Data lines
_ _ _ _

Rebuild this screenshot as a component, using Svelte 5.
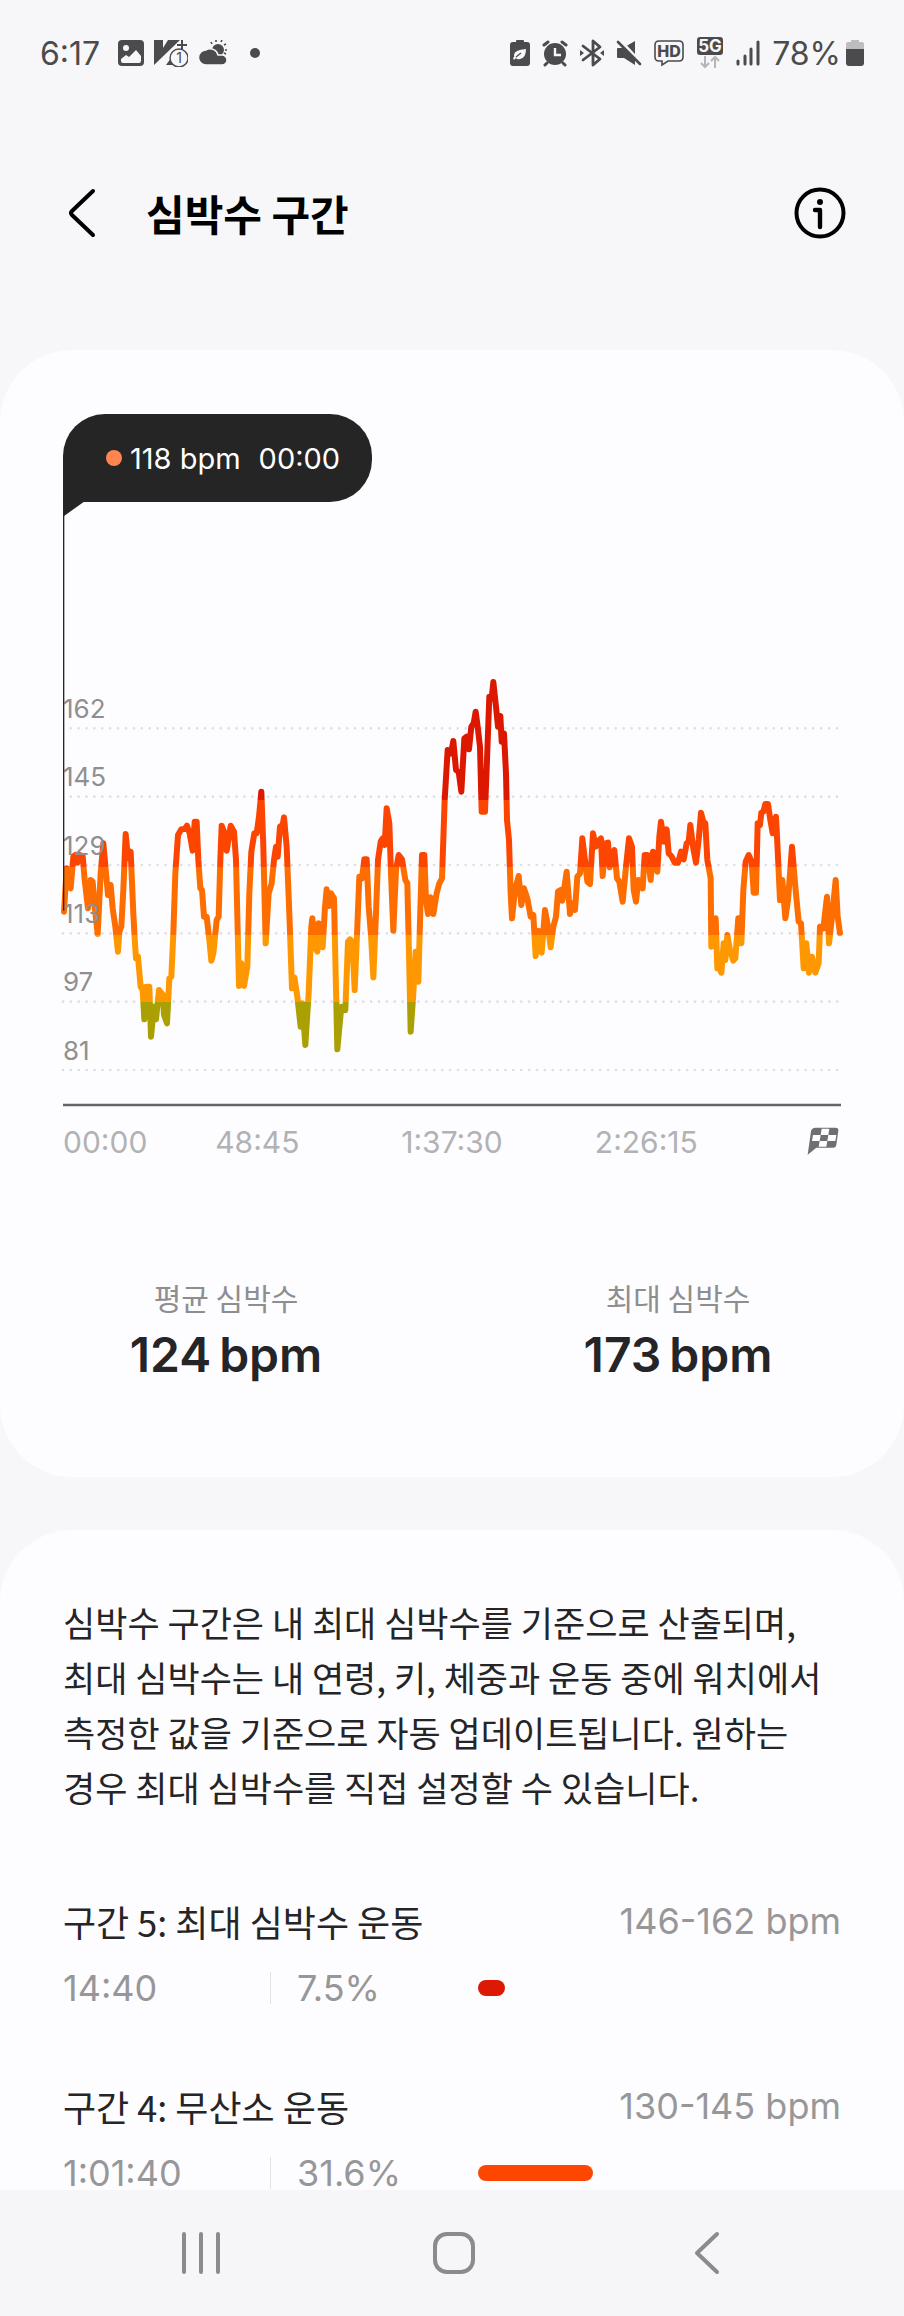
<script lang="ts">
  type Zone = { name: string; range: string; time: string; percent: number; color: string };

  const zones: Zone[] = [
    { name: '구간 5: 최대 심박수 운동', range: '146-162 bpm', time: '14:40', percent: 7.5, color: '#dc1a04' },
    { name: '구간 4: 무산소 운동', range: '130-145 bpm', time: '1:01:40', percent: 31.6, color: '#fd4602' },
  ];

  const stats = [
    { label: '평균 심박수', value: 124 },
    { label: '최대 심박수', value: 173 },
  ];

  const gridLines = [
    { bpm: 162, y: 205, start: 23 },
    { bpm: 145, y: 410, start: 23 },
    { bpm: 129, y: 615, start: 23 },
    { bpm: 113, y: 820, start: 0 },
    { bpm: 97, y: 1025, start: 0 },
    { bpm: 81, y: 1230, start: 0 },
  ];

  const ticks = [
    { label: '00:00', x: 0, anchor: 'start' },
    { label: '48:45', x: 583, anchor: 'middle' },
    { label: '1:37:30', x: 1167, anchor: 'middle' },
    { label: '2:26:15', x: 1750, anchor: 'middle' },
  ] as const;

  // samples are stored in three blocks, each with its own x offset
  const samples: [number, string][] = [
    [-69, '72,755 80,625 84,660 92,685 100,590 106,585 112,608 120,585 128,588 134,660 144,745 152,660 158,665 164,740 173,822 182,640 190,550 198,640 204,705 212,675 218,745 226,800 234,875 238,815 244,800 250,690 257,522 264,595 272,575 280,760 284,835 288,895 294,890 302,980 308,990 313,1078 318,980 328,980 333,1130 342,1040 348,1078 357,990 368,1003 372,1065 381,1090 388,955 394,950 400,820 406,640 414,525 424,508 434,507 441,497 449,520 458,572 464,485 470,485 475,600 481,685 486,690 492,770 500,770 508,840 514,902 520,880 530,780 536,770 541,600 545,497 552,515 560,572 572,497 582,515 588,600 597,978 604,910 612,978 622,920 628,700 634,575 643,520 650,520 657,470 664,395 670,560 677,850 686,700 695,670 702,600 708,560 713,590 720,500 728,495 732,472 740,560 748,760 756,985 763,952 772,1010 782,1100 787,1030 796,1155 806,1000 814,800 817,775 824,860 832,875 836,790 842,830'],
    [771, '8,862 15,740 20,688 27,738 33,700 42,715 52,1168 64,1040 76,1050 84,845 90,838 97,845 104,990 112,800 118,650 126,655 133,598 140,598 146,740 153,825 160,952 168,760 174,600 182,545 188,535 194,555 200,445 208,490 213,640 220,812 228,630 236,585 246,598 256,660 262,670 267,880 272,1115 280,1000 287,875 295,965 301,750 306,585 313,585 318,720 324,762 331,712 340,762 350,700 358,670 366,655 374,420 383,270 393,280 400,243 408,330 416,335 424,395 433,235 440,230 447,268 454,200 461,190 467,155 473,200 480,260 485,455 495,455 501,300 508,110 515,115 520,66 528,140 534,200 541,168 545,245 552,220 558,340 561,480 567,540 572,700 576,775 585,690 596,648 604,735 612,685 622,715 632,770 640,765 647,888 655,812 665,878 675,750 684,800 692,862 700,800 708,770 714,695 722,690 727,722 740,635 750,762 758,730 765,750 772,650 780,640 787,535 796,610 802,665 810,672 819,520 827,560 833,545 843,535'],
    [1611, '8,648 16,550 24,548 29,622 36,590 43,570 51,655 58,665 68,725 78,620 87,535 96,560 101,690 108,725 115,660 122,665 128,685 134,585 143,585 152,660 159,575 166,595 172,635 178,530 183,485 192,545 200,508 206,580 214,588 224,608 234,608 243,575 251,598 260,550 266,545 271,495 279,560 288,608 296,540 303,458 310,485 316,490 322,600 332,655 334,860 347,775 352,925 358,925 364,938 371,850 376,900 382,825 390,870 400,902 406,895 415,775 424,850 430,690 437,605 446,585 455,605 461,698 468,698 473,490 480,495 484,458 490,455 496,432 504,432 511,480 518,520 528,470 533,570 540,720 547,660 556,775 564,720 576,560 586,680 596,785 603,790 611,925 619,850 627,938 636,890 646,938 656,910 660,800 670,805 681,710 687,850 695,780 707,660 713,770 720,820'],
  ];

  const linePoints = samples
    .flatMap(([offset, block]) =>
      block.split(' ').map((pair) => {
        const [x, y] = pair.split(',').map(Number);
        return `${x + offset},${y}`;
      })
    )
    .join(' ');

  // heart rate zone bands, top to bottom
  const bands = [
    { from: 0, to: 420, color: '#dc1800' },
    { from: 420, to: 621, color: '#fc4500' },
    { from: 621, to: 825, color: '#fe6d00' },
    { from: 825, to: 1026, color: '#ff9800' },
    { from: 1026, to: 1300, color: '#aba003' },
  ];
</script>

<div class="screen">
  <div class="status-bar">
    <div class="status-left">
      <span class="clock">6:17</span>
      <svg width="26" height="28" viewBox="0 0 26 28">
        <rect x="0" y="1" width="26" height="26" rx="4" fill="#4b4b4d" />
        <circle cx="8" cy="9" r="3" fill="#f7f7f9" />
        <path d="M3 20l5-4 3 2 7-7 5 6v5q0 2-2 2H5q-2 0-2-2z" fill="#f7f7f9" />
      </svg>
      <svg width="34" height="28" viewBox="0 0 34 28">
        <path d="M0 1h9v8l5-8h12L0 26z" fill="#4b4b4d" />
        <path d="M12 26l8-11v11z" fill="#4b4b4d" />
        <path d="M28 1v9M23 6h10" stroke="#4b4b4d" stroke-width="2" />
        <circle cx="25" cy="19" r="9" fill="#f7f7f9" stroke="#4b4b4d" stroke-width="1.4" />
        <text x="25" y="24" text-anchor="middle" font-size="14" fill="#4b4b4d">1</text>
      </svg>
      <svg width="30" height="26" viewBox="0 0 30 26">
        <circle cx="20" cy="10" r="6" fill="#4b4b4d" />
        <path d="M14 4l-1-2M18 2V0M23 2l1-2M26 5l2-1M27 10h2M26 13l2 1" stroke="#4b4b4d" stroke-width="1.6" />
        <path d="M8 25a7.500 7.500 0 0 1 0-15 8 8 0 0 1 12 5h4a5 5 0 0 1 0 10z" fill="#4b4b4d" stroke="#f7f7f9" stroke-width="1.400" />
      </svg>
      <span class="more-dot"></span>
    </div>
    <div class="status-right">
      <svg width="20" height="28" viewBox="0 0 20 28">
        <path d="M6 3V2q0-1 1-1h6q1 0 1 1v1h3q3 0 3 3v18q0 3-3 3H3q-3 0-3-3V6q0-3 3-3z" fill="#4b4b4d" />
        <path d="M3 19q2-1 1-3 0-5 12-6 0 9-6 10-3 1-4-1l-2 2z" fill="#f7f7f9" />
        <path d="M6 18l5-4" stroke="#4b4b4d" stroke-width="1.200" />
      </svg>
      <svg width="26" height="28" viewBox="0 0 26 28">
        <circle cx="13" cy="15" r="11" fill="#4b4b4d" />
        <path d="M2 6l4-3M24 6l-4-3M5 24l-2 2M21 24l2 2" stroke="#4b4b4d" stroke-width="3" stroke-linecap="round" />
        <path d="M13 9v7h6" fill="none" stroke="#f7f7f9" stroke-width="2.400" />
      </svg>
      <svg width="24" height="28" viewBox="0 0 24 28">
        <path d="M3 7l17 13-7 6V2l7 6L3 21" fill="none" stroke="#4b4b4d" stroke-width="2.800" stroke-linecap="round" stroke-linejoin="round" />
        <path d="M0 11l4 3-4 3zM24 11l-4 3 4 3z" fill="#4b4b4d" />
      </svg>
      <svg width="26" height="28" viewBox="0 0 26 28">
        <path d="M1 10q0-1 1-1h5L19 2v24L8 19H2q-1 0-1-1z" fill="#4b4b4d" />
        <path d="M4 1l22 24" stroke="#f7f7f9" stroke-width="3" />
        <path d="M2 3l22 22" stroke="#4b4b4d" stroke-width="2.600" stroke-linecap="round" />
      </svg>
      <svg width="30" height="28" viewBox="0 0 30 28">
        <path d="M5 2h20q4 0 4 4v12q0 4-4 4H14l-6 4v-4H5q-4 0-4-4V6q0-4 4-4z" fill="none" stroke="#4b4b4d" stroke-width="1.600" />
        <text x="15" y="18" text-anchor="middle" font-size="16" font-weight="800" fill="#4b4b4d">HD</text>
      </svg>
      <svg width="28" height="34" viewBox="0 0 28 34">
        <rect x="1" y="1" width="26" height="18" rx="3" fill="#4b4b4d" />
        <text x="14" y="16" text-anchor="middle" font-size="17" font-weight="700" fill="#f7f7f9">5G</text>
        <path d="M9 20v11M5 27l4 4 4-4M19 32V21M15 25l4-4 4 4" fill="none" stroke="#b5b5b7" stroke-width="2" />
      </svg>
      <svg width="24" height="28" viewBox="0 0 24 28">
        <path d="M2 22v3M9 17v8M15 10v15M22 3v22" stroke="#4b4b4d" stroke-width="3" stroke-linecap="round" />
      </svg>
      <span class="battery">
        78%
        <svg width="18" height="28" viewBox="0 0 18 28">
          <path d="M5 3V1h8v2h3q2 0 2 2v5H0V5q0-2 2-2z" fill="#bdbdbf" />
          <path d="M0 10h18v14q0 3-3 3H3q-3 0-3-3z" fill="#4b4b4d" />
        </svg>
      </span>
    </div>
  </div>

  <header class="app-bar">
    <button class="icon-button" aria-label="뒤로">
      <svg width="38" height="50" viewBox="0 0 38 50">
        <path d="M31 3L10 23q-2 2 0 4l21 20" fill="none" stroke="#000" stroke-width="4" stroke-linecap="round" />
      </svg>
    </button>
    <h1>심박수 구간</h1>
    <button class="icon-button" aria-label="정보">
      <svg width="52" height="52" viewBox="0 0 52 52">
        <circle cx="26" cy="26" r="23.500" fill="none" stroke="#000" stroke-width="4" />
        <circle cx="26" cy="15" r="3" fill="#000" />
        <path d="M21 23h5v17" fill="none" stroke="#000" stroke-width="4.400" stroke-linecap="round" stroke-linejoin="round" />
      </svg>
    </button>
  </header>

  <main>
    <section class="card chart-card">
      <div class="tooltip">
        <span class="tooltip-dot"></span>
        <span class="tooltip-value">118 bpm</span>
        <span>00:00</span>
      </div>
      <svg class="chart" viewBox="0 -474 2334 1974" role="img" aria-label="심박수 그래프">
        <defs>
          <linearGradient id="zone-bands" gradientUnits="userSpaceOnUse" x1="0" y1="0" x2="0" y2="1300">
            {#each bands as band}
              <stop offset={band.from / 1300} stop-color={band.color} />
              <stop offset={band.to / 1300} stop-color={band.color} />
            {/each}
          </linearGradient>
        </defs>
        {#each gridLines as line}
          <line class="grid" x1={line.start} x2="2326" y1={line.y} y2={line.y} />
        {/each}
        <polyline class="heart-rate" points={linePoints} />
        {#each gridLines as line}
          <text class="y-label" x="0" y={line.y - 31}>{line.bpm}</text>
        {/each}
        <path d="M0 -482H74L62 -474 0 -430z" fill="#252525" />
        <line class="cursor" x1="2" x2="2" y1="-440" y2="752" />
        <line class="axis" x1="0" x2="2334" y1="1335" y2="1335" />
        {#each ticks as tick}
          <text class="x-label" x={tick.x} y="1479" text-anchor={tick.anchor}>{tick.label}</text>
        {/each}
        <g transform="translate(2196 1365)">
          <path d="M62 38h60q9 0 8 9l-6 42q-1 9-10 9H64L38 119l10-70q2-11 14-11z" fill="#6f6f71" />
          <path d="M80 41h23l-3 19H77zM54 60h23l-3 18H51zM100 60h24l-3 18H97zM74 78h23l-3 17H71z" fill="#fdfdff" />
        </g>
      </svg>
      <div class="stats">
        {#each stats as stat}
          <div class="stat">
            <span class="stat-label">{stat.label}</span>
            <span class="stat-value"><span>{stat.value}</span><span>bpm</span></span>
          </div>
        {/each}
      </div>
    </section>

    <section class="card zones-card">
      <p>심박수 구간은 내 최대 심박수를 기준으로 산출되며, 최대 심박수는 내 연령, 키, 체중과 운동 중에 워치에서 측정한 값을 기준으로 자동 업데이트됩니다. 원하는 경우 최대 심박수를 직접 설정할 수 있습니다.</p>
      {#each zones as zone}
        <div class="zone">
          <div class="zone-head">
            <h2>{zone.name}</h2>
            <span>{zone.range}</span>
          </div>
          <div class="zone-detail">
            <span>{zone.time}</span>
            <span class="zone-percent">{zone.percent}%</span>
            <div class="track">
              <div class="bar" style="width: {zone.percent}%; background: {zone.color}"></div>
            </div>
          </div>
        </div>
      {/each}
    </section>
  </main>

  <nav>
    <button class="icon-button" aria-label="최근 앱">
      <svg width="44" height="44" viewBox="0 0 44 44">
        <path d="M5 3v38M22 3v38M39 3v38" stroke="#8b8b8d" stroke-width="4" stroke-linecap="round" />
      </svg>
    </button>
    <button class="icon-button" aria-label="홈">
      <svg width="44" height="44" viewBox="0 0 44 44">
        <rect x="3" y="3" width="38" height="38" rx="12" fill="none" stroke="#8b8b8d" stroke-width="4" />
      </svg>
    </button>
    <button class="icon-button" aria-label="이전">
      <svg width="44" height="44" viewBox="0 0 44 44">
        <path d="M32 3L12 22l20 19" fill="none" stroke="#8b8b8d" stroke-width="4" stroke-linecap="round" stroke-linejoin="round" />
      </svg>
    </button>
  </nav>
</div>

<style>
  :global(body) {
    margin: 0;
    background: #f7f7f9;
  }

  .screen {
    display: flex;
    flex-direction: column;
    height: 100vh;
    background: #f7f7f9;
    color: #252527;
    font-family: Inter, "Noto Sans CJK KR", sans-serif;
  }

  svg {
    display: block;
    flex: none;
  }

  .status-bar {
    display: flex;
    align-items: center;
    justify-content: space-between;
    height: 106px;
    padding: 0 40px;
    color: #4b4b4d;
    font-size: 32px;
    flex: none;
  }

  .status-left,
  .status-right,
  .battery {
    display: flex;
    align-items: center;
  }

  .status-left {
    gap: 10px;
  }

  .clock {
    margin-right: 8px;
  }

  .more-dot {
    width: 10px;
    height: 10px;
    margin-left: 12px;
    border-radius: 50%;
    background: #4b4b4d;
  }

  .status-right {
    gap: 12px;
  }

  .battery {
    gap: 5px;
  }

  .app-bar {
    display: flex;
    align-items: center;
    height: 214px;
    margin-bottom: 30px;
    padding: 0 58px 0 62px;
    flex: none;
  }

  .icon-button {
    padding: 0;
    border: none;
    background: none;
    cursor: pointer;
  }

  h1 {
    flex: 1;
    margin: 0 0 0 46px;
    color: #000;
    font-family: "Noto Sans CJK KR", sans-serif;
    font-size: 42px;
    font-weight: 700;
    line-height: 60px;
  }

  main {
    flex: 1;
    min-height: 0;
    overflow-y: auto;
    scrollbar-width: none;
  }

  .card {
    padding: 64px 63px;
    border-radius: 72px;
    background: #fdfdff;
  }

  .chart-card {
    padding-bottom: 92px;
  }

  .tooltip {
    display: flex;
    align-items: center;
    box-sizing: border-box;
    width: max-content;
    height: 88px;
    padding: 0 32px 0 43px;
    border-radius: 42px 42px 42px 0;
    background: #252525;
    color: #fff;
    font-size: 29px;
  }

  .tooltip-dot {
    width: 16px;
    height: 16px;
    margin-right: 8px;
    border-radius: 50%;
    background: #ff8550;
  }

  .tooltip-value {
    margin-right: 18px;
  }

  .chart {
    width: 100%;
    height: auto;
    overflow: visible;
  }

  .grid {
    stroke: #dfdfe2;
    stroke-width: 8;
    stroke-linecap: round;
    stroke-dasharray: 0 23.7;
  }

  .heart-rate {
    fill: none;
    stroke: url(#zone-bands);
    stroke-width: 18;
    stroke-linecap: round;
    stroke-linejoin: round;
  }

  .y-label {
    fill: #8f8f92;
    font-size: 78px;
  }

  .cursor {
    stroke: #252525;
    stroke-width: 4;
  }

  .axis {
    stroke: #656568;
    stroke-width: 7;
  }

  .x-label {
    fill: #b2b2b4;
    font-size: 90px;
  }

  .stats {
    display: flex;
    margin: 117px -63px 0;
  }

  .stat {
    display: flex;
    flex: 1;
    flex-direction: column;
    align-items: center;
    gap: 8px;
  }

  .stat-label {
    color: #8e8e90;
    font-family: "Noto Sans CJK KR", sans-serif;
    font-size: 30px;
    line-height: 40px;
  }

  .stat-value {
    display: flex;
    gap: 8px;
    font-size: 48px;
    font-weight: 600;
    line-height: 60px;
  }

  .zones-card {
    margin-top: 53px;
  }

  p {
    margin: 0 0 83px;
    font-family: "Noto Sans CJK KR", sans-serif;
    font-size: 35px;
    line-height: 55px;
    word-break: keep-all;
  }

  .zone {
    margin-bottom: 70px;
  }

  .zone-head {
    display: flex;
    justify-content: space-between;
    margin-bottom: 19px;
    color: #97979a;
    font-size: 36px;
    line-height: 48px;
  }

  h2 {
    margin: 0;
    color: #252527;
    font-family: "Noto Sans CJK KR", sans-serif;
    font-size: 36px;
    font-weight: 400;
  }

  .zone-detail {
    display: grid;
    grid-template-columns: 207px 208px 1fr;
    align-items: center;
    color: #97979a;
    font-size: 36px;
    line-height: 48px;
  }

  .zone-percent {
    padding-left: 26px;
    border-left: 1px solid #e2e2e5;
    line-height: 32px;
  }

  .bar {
    height: 16px;
    border-radius: 8px;
  }

  nav {
    display: flex;
    height: 126px;
    padding: 0 71px 0 75px;
    background: #f6f6f8;
    flex: none;
  }

  nav .icon-button {
    display: flex;
    flex: 1;
    align-items: center;
    justify-content: center;
  }
</style>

_ _ _ _

Directions
Give again exactly the lines running from the beginning of the material above through the line that contains "string; range: string;", and leave out every picture.

Task result
Rebuild this screenshot as a component, using Svelte 5.
<script lang="ts">
  type Zone = { name: string; range: string; time: string; percent: number; color: string };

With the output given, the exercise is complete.